On Wed, Jan 4, 2012 at 6:12 PM, Sean Kelly <[email protected]> wrote:
> On Jan 4, 2012, at 2:55 PM, Andrew Wiley wrote:
>
>> On Wed, Jan 4, 2012 at 2:12 PM, Sean Kelly <[email protected]> wrote:
>>>
>>>
>>> This assumes that there is no existing monitor for the object.  At best 
>>> you'll get a memory leak here.
>>
>> Then is there any way to safely use this sort of idiom?

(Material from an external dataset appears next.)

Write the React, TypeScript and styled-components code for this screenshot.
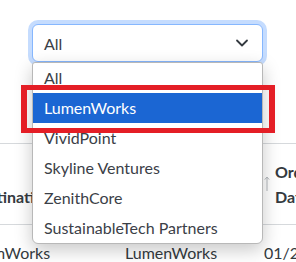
import styled, { createGlobalStyle } from 'styled-components';

const GlobalStyle = createGlobalStyle`
    body {
        margin: 0;
        background: #ffffff;
        font-family: Lato, "Noto Sans", sans-serif;
        color: #343a40;
        overflow: hidden;
    }
`;

const Page = styled.div`
    position: relative;
    width: 296px;
    height: 262px;
    overflow: hidden;
`;

const FilterArea = styled.div`
    padding: 24px 0 0 32px;
    height: 143px;
    box-sizing: border-box;
`;

const SelectWrap = styled.div`
    position: relative;
    width: 231px;
    z-index: 2;
`;

const SelectBox = styled.div`
    box-sizing: border-box;
    height: 38px;
    display: flex;
    align-items: center;
    justify-content: space-between;
    padding: 0 12px 0 11px;
    border: 1px solid #86b7fe;
    border-radius: 6px;
    box-shadow: 0 0 0 4px #c5dcfe;
    background: #fff;
    font-size: 16px;
    color: #3b4047;
`;

const Dropdown = styled.ul`
    position: absolute;
    top: 38px;
    left: 0;
    width: 231px;
    box-sizing: border-box;
    margin: 0;
    padding: 0;
    list-style: none;
    background: #fff;
    border: 1px solid #b8b8b8;
    border-radius: 3px 3px 6px 6px;
    box-shadow: 0 6px 18px rgba(0, 0, 0, 0.22);
`;

const Option = styled.li<{ $active?: boolean }>`
    height: 30px;
    line-height: 29px;
    padding-left: 11px;
    font-size: 16px;
    color: ${p => (p.$active ? '#ffffff' : '#3b4047')};
    background: ${p => (p.$active ? '#1b66d3' : 'transparent')};
    white-space: nowrap;
`;

const Highlight = styled.div`
    position: absolute;
    left: 21px;
    top: 85px;
    width: 254px;
    height: 48px;
    box-sizing: border-box;
    border: 5px solid #e41e26;
    border-left-width: 6px;
    border-right-width: 6px;
    z-index: 3;
    pointer-events: none;
`;

const TableWrap = styled.div`
    margin-left: -50px;
    width: 386px;
`;

const Table = styled.table`
    border-collapse: collapse;
    table-layout: fixed;
    width: 386px;
    border-top: 1px solid #d6d9dc;
`;

const HeadCell = styled.th<{ $w: number }>`
    width: ${p => p.$w}px;
    padding: 15px 8px;
    vertical-align: bottom;
    text-align: left;
    font-size: 16px;
    font-weight: 700;
    line-height: 25px;
    color: #343a40;
    border-bottom: 1px solid #d6d9dc;
`;

const HeadInner = styled.div`
    display: flex;
    align-items: center;
    gap: 5px;
`;

const Cell = styled.td`
    padding: 15px 8px;
    font-size: 16px;
    line-height: 25px;
    color: #343a40;
    white-space: nowrap;
    overflow: hidden;
`;

const Chevron = () => (
    <svg width="16" height="12" viewBox="0 0 16 12">
        <path d="M3 3.5l5 5 5-5" fill="none" stroke="#343a40" strokeWidth="1.8" strokeLinecap="round" strokeLinejoin="round" />
    </svg>
);

const SortArrow = () => (
    <svg width="6" height="16" viewBox="0 0 6 16" style={{ flex: 'none' }}>
        <path d="M3 1v14M0.8 3.6L3 1l2.2 2.6" fill="none" stroke="#b4b8bc" strokeWidth="1" />
    </svg>
);

const options = ['All', 'LumenWorks', 'VividPoint', 'Skyline Ventures', 'ZenithCore', 'SustainableTech Partners'];

const App = () => (
    <Page>
        <GlobalStyle />
        <FilterArea>
            <SelectWrap>
                <SelectBox>
                    <span>All</span>
                    <Chevron />
                </SelectBox>
                <Dropdown>
                    {options.map(o => (
                        <Option key={o} $active={o === 'LumenWorks'}>{o}</Option>
                    ))}
                </Dropdown>
            </SelectWrap>
        </FilterArea>
        <Highlight />
        <TableWrap>
            <Table>
                <thead>
                    <tr>
                        <HeadCell $w={151}><HeadInner><SortArrow />Destination</HeadInner></HeadCell>
                        <HeadCell $w={123}><HeadInner><SortArrow />Supplier</HeadInner></HeadCell>
                        <HeadCell $w={64}><HeadInner><SortArrow />Order Date</HeadInner></HeadCell>
                    </tr>
                </thead>
                <tbody>
                    <tr>
                        <Cell>LumenWorks</Cell>
                        <Cell>LumenWorks</Cell>
                        <Cell>01/25/2024</Cell>
                    </tr>
                </tbody>
            </Table>
        </TableWrap>
    </Page>
);

export default App;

Putting it on
>> the first line of the constructor was the earliest way I could see to
>> try to swap the lock.
>
> Not currently.  The relevant ctor for Mutex actually has an 
> "assert(o.__monitor is null)" clause in it that simply never triggers because 
> we ship a "release" build (I hate that label).  The problem is that replacing 
> an existing monitor means a race condition, since other threads might be 
> trying to lock it or are waiting on it at the time.  The real issue is that 
> the ctor for a synchronized module shouldn't be synchronized, but I'll grant 
> that it's easier to fix this in user/library code than sort out a compiler 
> fix.  What you can do is:
> ---
> extern (C) void _d_monitordelete(Object h, bool det);
> synchronized class Queue1 {
> private:
>   bool _work;
>   Condition _cond;
> public:
>   this() {
>        _d_monitordelete(this, true);
>        auto lock = new Mutex(this); // initialize the monitor for this object
>       // so we can use the same lock in the Condition
>       lock.lock(); // HACK: acquire the lock so we can unlock it
>       // at the end of the function
>       _cond = new Condition(lock);
>       _work = false;
>   }
>   ...
> }
> ---
> Obviously not ideal since it requires a lot of hackery, but it should work as 
> desired.

I haven't filed a bug yet about constructors for synchronized classes
being synchronized. Should I?
I believe it's wrong and unhelpful, but I haven't really gotten any
feedback and I'm afraid I may have missed something.